Des Moines Council told city has become ‘solvent, strong and sustainable’


By Jack Mayne

The Des Moines City Council held its first budget session on Thursday (Aug. 2) for the upcoming 2019 fiscal year, the first of many meetings ahead leading to a potential final decision by the Council in November.

City Manager Michael Matthias told the Council study session that state law requires him to presents a preliminary recommended budget to the Council on Oct. 11, and “at that point you can go ahead and make changes” and that in the past the development of the budget has been “a very collaborative, cooperative process.”

Standard and Poors, the Wall Street rating agency, says “we are solvent, strong and sustainable,” said Matthias, and a better bond rating “reduces the cost of borrowing money and stretches out the value that our city taxpayers receive.”

He also said the city has now achieved a “very strong debt and contingent liability position,” but in 2014 the city was told by the state auditor “that we had no longterm forecast to get out of trouble — we had a situation where our structural expenditures were exceeding structural revenues and, at one point, we were looking at $700,000 in fund balance in 2016 looking forward.

“We could not cover two payrolls and we were looking at bankruptcy in 2017. We need to remember that is the backdrop of what we’ve been doing.” Now, he said, the city was “strong on our opinion,” said Standard and Poors and the city “budgetary flexibility is very strong.”

Similarly, increases in the city’s rating came from two other bond rating agencies, –Moody’s and Filch ratings.

Staff retirings addressed
The city manager also noted the problems the city faced last year and their remediation. Challenges of the past included a number of retirings and the departure to another city of the city finance director.

Retirings included the harbormaster, the parks and recreation manager, the senior service manager along with “significant attrition” in the city police department.

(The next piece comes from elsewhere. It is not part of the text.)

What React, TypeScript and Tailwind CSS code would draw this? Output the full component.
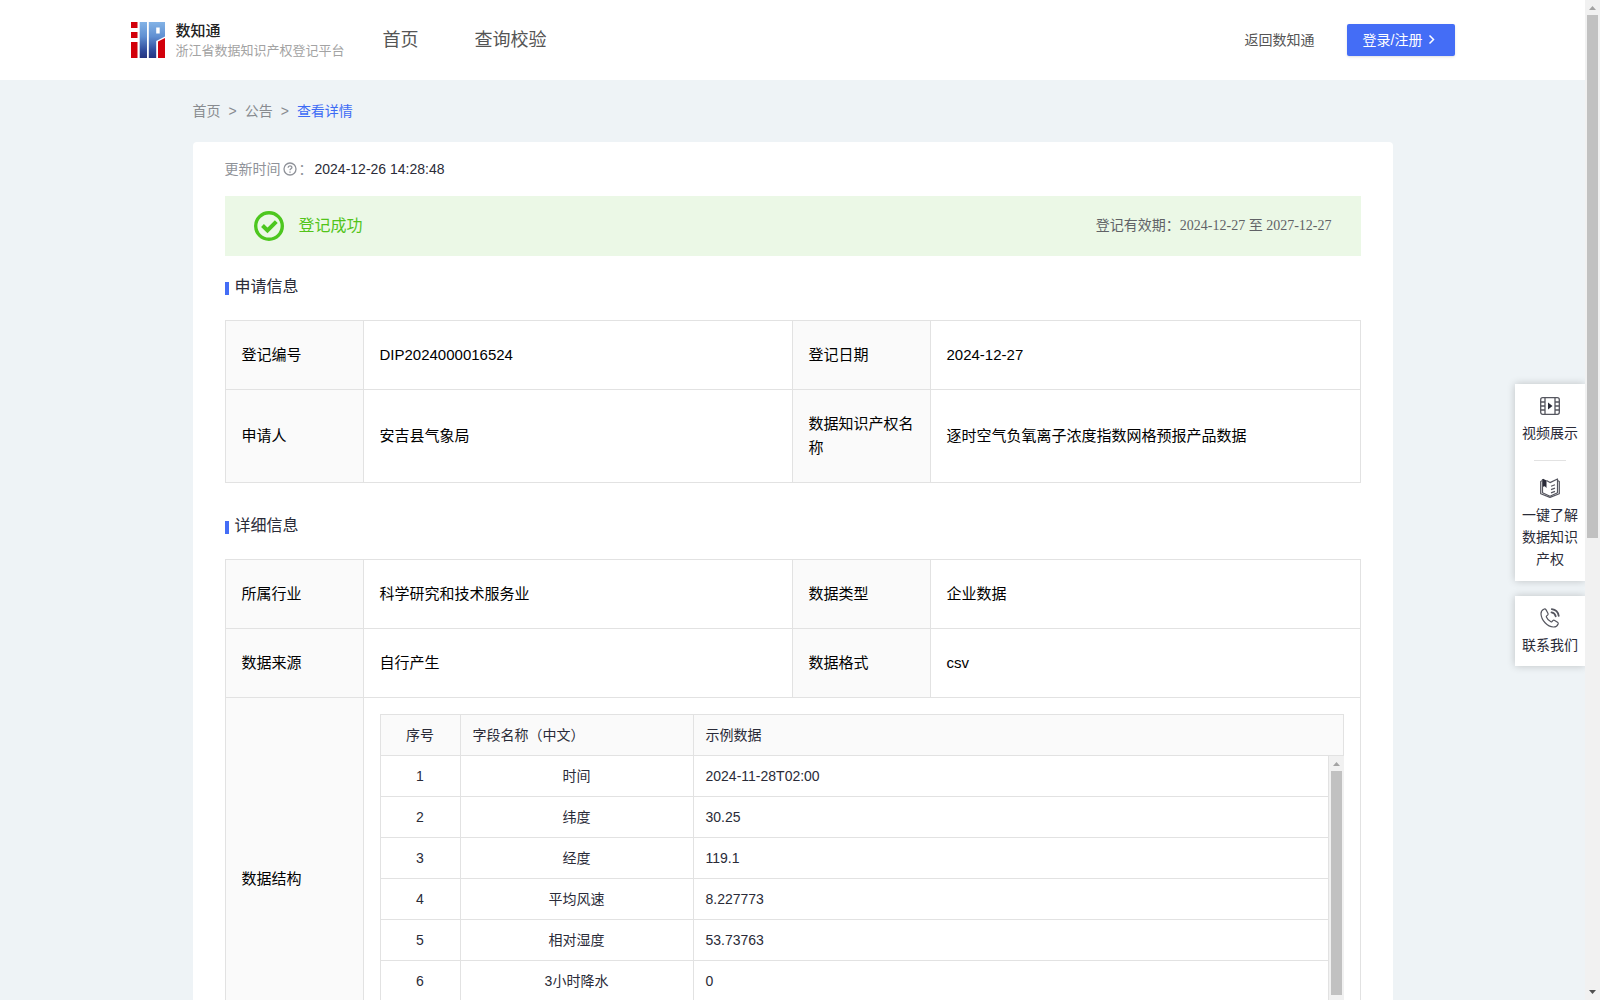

Matthias said the city made Scott Wilkins the acting harbormaster with the intention of making him permanent soon. The city also hired Beth Anne Wroe as the finance director, and Adrienne Johnson as human resources director. Also hired was Steve Marcotte as a strategic financial advisor, who Matthias said “has been instrumental in moving our bond issuance, bond refinance and bond rathing process forward.”

Matthias also appointed Susan Cezar as interim parks director, contracted Wesley Homes to provide senior services and “addressed and resolved most aspects of the Police Department attrition” which included moving former Police Chief George Delgado to the new position of emergency management director and replaced him with former Kent Police Chief Ken Thomas. Delgado was chief for six years.

Chief Thomas told the Council that the department is fully staffed now but noted that 13 commissioned officers are currently eligible to retire. There are new officers in the offing, he said. In September he will fill a position the Council approved to work with the federal Bureau of Alcohol, Tobacco, Firearms and Explosives on violent crime along Pacific Highway. He added that two officers will be deployed to focus on street crimes “so when we get those complaints from our residents” about suspicious activities “we are going to have a team that is going to go out actively and aggressively address those problem areas.”

Chief Operations Officer Dan Brewer said there is a plan to aggressively market and expand services of the marina under the harbor master. Matthias said the Marina is a destination location and the city wants to expand the awareness of the facility.

Amazing
Mayor Matt Pina said the city’s financial resurgence is “amazing” and he never expected to see a solid financial position for the city again after the years of near bankruptcy. “This is, by the true definition of the word, amazing.”

Deputy Mayor Vic Pennington said “the sacrifices the staff made, that our citizens have made, the work that the Council has done” and the leadership shown by Matthias and the negativism shown by some citizens, “it was a tough time for everybody.” Citizens did not want the city to be taken over by another city.

Pennington said it was incumbent on the Council to save the city or it was going “to go away,” but the citizens, the city staff and the Council all worked together to save the city.

“You can do and look in the mirror and be proud of your role and the roles you stepped into … and be proud of where the city is going and will literally be handing off to the next stewards of your position. I am very proud of everybody,” Pennington added.